Huxley-Parlour is pleased to present London-based artist Catherine Repko’s second solo exhibition with the gallery, a new season’s dawning. The exhibition consists of a group of new large-scale canvases developed over the past year, exploring social rituals and symbolic moments of change and transition.
Rendered in Repko’s distinct restrained and muted palette, this latest body of work continues the artist’s interest in memory, ancestry and nostalgia. Repko’s compositions depict entanglements of figures at human-scale, fingers intertwined and bodies coalescing, each rendered in shades of ochre, terracotta and indigo. The figures seem at once connected to each other and yet isolated, each submerged in thick and visceral negative space. The female figures become proxies or symbolic ciphers for, or perhaps even phantoms of, sororal relationships.

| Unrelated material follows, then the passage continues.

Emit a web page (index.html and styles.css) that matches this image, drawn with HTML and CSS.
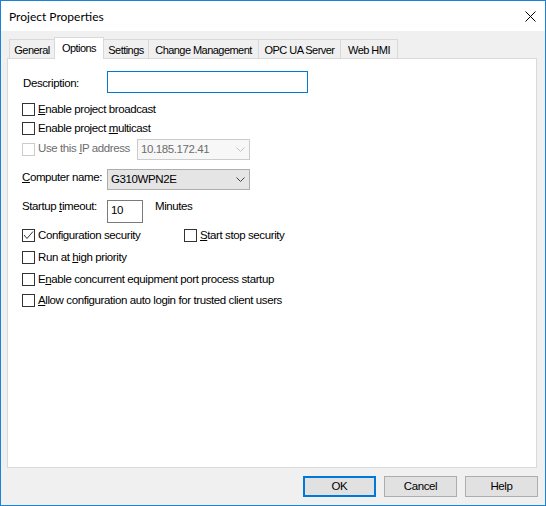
FILE: index.html
```html
<!DOCTYPE html>
<html>
<head>
<meta charset="utf-8">
<title>Project Properties</title>
<link rel="stylesheet" href="styles.css">
</head>
<body>
<div class="window">
  <div class="titlebar">
    <span class="title">Project Properties</span>
    <svg class="close" width="11" height="11" viewBox="0 0 11 11"><path d="M0.5 0.5L10.5 10.5M10.5 0.5L0.5 10.5" stroke="#000" stroke-width="1" fill="none"/></svg>
  </div>
  <div class="client">
    <div class="tabs">
      <div class="tab t-general">General</div>
      <div class="tab t-options active">Options</div>
      <div class="tab t-settings">Settings</div>
      <div class="tab t-change">Change Management</div>
      <div class="tab t-opc">OPC UA Server</div>
      <div class="tab t-web">Web HMI</div>
    </div>
    <div class="panel">
      <div class="row r-desc">
        <span class="lbl lbl-desc">Description:</span>
        <div class="textbox focus"></div>
      </div>
      <div class="row row-cb r-cb1"><span class="cb"></span><span class="cb-text"><u>E</u>nable project broadcast</span></div>
      <div class="row row-cb r-cb2"><span class="cb"></span><span class="cb-text">Enable project <u>m</u>ulticast</span></div>
      <div class="row r-ip">
        <span class="cb disabled cb-ip"></span><span class="cb-text disabled ip-label">Use this <u>I</u>P address</span>
        <div class="combo disabled ip-combo"><span>10.185.172.41</span><svg class="chev" width="9" height="5" viewBox="0 0 9 5"><path d="M0.5 0.5L4.5 4.5L8.5 0.5" stroke="#c4c4c4" stroke-width="1" fill="none"/></svg></div>
      </div>
      <div class="row r-comp">
        <span class="lbl lbl-comp"><u>C</u>omputer name:</span>
        <div class="combo comp-combo"><span>G310WPN2E</span><svg class="chev" width="9" height="5" viewBox="0 0 9 5"><path d="M0.5 0.5L4.5 4.5L8.5 0.5" stroke="#444" stroke-width="1" fill="none"/></svg></div>
      </div>
      <div class="row r-start">
        <span class="lbl">Startup <u>t</u>imeout:</span>
        <div class="numbox">10</div>
        <span class="minutes">Minutes</span>
      </div>
      <div class="row row-cb r-conf">
        <div class="cbgroup wide"><span class="cb"><svg width="11" height="11" viewBox="0 0 11 11"><path d="M1 5L4 8.5L10 1.5" stroke="#333" stroke-width="1" fill="none"/></svg></span><span class="cb-text">Confi<u>g</u>uration security</span></div>
        <div class="cbgroup"><span class="cb"></span><span class="cb-text"><u>S</u>tart stop security</span></div>
      </div>
      <div class="row row-cb r-run"><span class="cb"></span><span class="cb-text">Run at <u>h</u>igh priority</span></div>
      <div class="row row-cb r-conc"><span class="cb"></span><span class="cb-text">E<u>n</u>able concurrent equipment port process startup</span></div>
      <div class="row row-cb r-allow"><span class="cb"></span><span class="cb-text"><u>A</u>llow configuration auto login for trusted client users</span></div>
    </div>
    <div class="buttons">
      <div class="btn default">OK</div>
      <div class="btn">Cancel</div>
      <div class="btn">Help</div>
    </div>
  </div>
</div>
</body>
</html>
```

FILE: styles.css
```css
* { box-sizing: border-box; }
html, body { margin: 0; padding: 0; }
body {
  width: 546px;
  height: 506px;
  overflow: hidden;
  font-family: "Liberation Sans", Arial, sans-serif;
  font-size: 11.5px;
  line-height: 13px;
  letter-spacing: -0.4px;
  color: #000;
  background: #fff;
}
.window {
  width: 546px;
  height: 506px;
  border: 1px solid #1883d7;
  display: flex;
  flex-direction: column;
  background: #f0f0f0;
}
.titlebar {
  height: 30px;
  flex: none;
  background: #fff;
  display: flex;
  align-items: center;
  justify-content: space-between;
  padding: 0 9px 0 8px;
}
.title {
  font-family: Lato, "Noto Sans", sans-serif;
  font-size: 12px;
  letter-spacing: 0;
}
.close { display: block; }
.client {
  flex: 1;
  display: flex;
  flex-direction: column;
  padding: 6px 8px 0 6px;
}
.tabs {
  display: flex;
  align-items: flex-end;
  height: 21px;
  padding-left: 2px;
  position: relative;
  z-index: 1;
}
.tab {
  height: 19px;
  border: 1px solid #d9d9d9;
  border-bottom: none;
  background: #f0f0f0;
  margin-left: -1px;
  text-align: center;
  padding-top: 4px;
  font-size: 11px;
  letter-spacing: -0.55px;
  white-space: nowrap;
}
.tab:first-child { margin-left: 0; }
.tab.active {
  height: 22px;
  background: #fff;
  margin-bottom: -1px;
  position: relative;
  z-index: 2;
}
.t-general { width: 46px; }
.t-options { width: 50px; }
.t-settings { width: 46px; }
.t-change { width: 111px; }
.t-opc { width: 83px; }
.t-web { width: 58px; }
.panel {
  width: 530px;
  height: 410px;
  flex: none;
  background: #fff;
  border: 1px solid #d9d9d9;
  display: flex;
  flex-direction: column;
  padding-left: 14px;
}
.row { display: flex; align-items: flex-start; flex: none; }
.row-cb { height: 13px; align-items: center; }
.r-desc { margin-top: 12px; height: 22px; }
.r-cb1 { margin-top: 10px; }
.r-cb2 { margin-top: 6px; }
.r-ip { margin-top: 4px; height: 21px; }
.r-comp { margin-top: 9px; height: 21px; }
.r-start { margin-top: 10px; height: 23px; }
.r-conf { margin-top: 6px; }
.r-run { margin-top: 9px; }
.r-conc { margin-top: 9px; }
.r-allow { margin-top: 8px; }
.lbl { width: 85px; white-space: nowrap; flex: none; }
.lbl-desc { width: 84px; margin-left: 1px; margin-top: 6px; }
.lbl-comp { margin-top: 2px; }
.cb {
  width: 13px;
  height: 13px;
  flex: none;
  border: 1px solid #333;
  background: #fff;
  display: block;
}
.cb svg { display: block; }
.cb.disabled { border-color: #cccccc; }
.cb-ip { margin-top: 4px; }
.cb-text { margin-left: 3px; white-space: nowrap; }
.cb-text.disabled { color: #6d6d6d; }
.ip-label { width: 99px; margin-top: 3px; flex: none; }
.cbgroup { display: flex; align-items: center; }
.cbgroup.wide { width: 162px; }
.textbox {
  width: 201px;
  height: 22px;
  background: #fff;
  border: 1px solid #7a7a7a;
}
.textbox.focus { border-color: #0078d7; }
.numbox {
  width: 36px;
  height: 23px;
  border: 1px solid #7a7a7a;
  background: #fff;
  padding: 3px 0 0 3px;
}
.minutes { margin-left: 12px; }
.combo {
  height: 21px;
  border: 1px solid #adadad;
  background: #e5e5e5;
  display: flex;
  align-items: center;
  justify-content: space-between;
  padding: 0 4px 0 3px;
}
.combo.disabled {
  border-color: #cccccc;
  background: #f7f7f7;
  color: #6d6d6d;
}
.chev { display: block; }
.ip-combo { width: 113px; }
.comp-combo { width: 143px; }
.buttons {
  display: flex;
  justify-content: flex-end;
  gap: 8px;
  margin-top: 8px;
  margin-right: -1px;
}
.btn {
  width: 73px;
  height: 21px;
  background: #e1e1e1;
  border: 1px solid #adadad;
  display: flex;
  align-items: center;
  justify-content: center;
}
.btn.default { border: 2px solid #0078d7; }
```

Emptied of almost all reference points, the bodies in Repko’s paintings are articulated in minimal silhouette. The singular ear, however, has become a recurring motif in Repko’s work, and is woven throughout the canvases of a new season’s dawning. In otherwise featureless figures, the ear remains – shell-like – a talisman of remembrance replete with anticipation of intimacy.
In this new body of work, Repko has returned once again to mixing powdered marble dust with her oil paint. The resulting surfaces appear densely textural, recalling the faded, stone-like surface of a fresco. In this exhibition, Repko simultaneously withholds and reveals, working to solidify the slippery surfaces of memory and make tangible the ephemeral nature of time, space and human connection.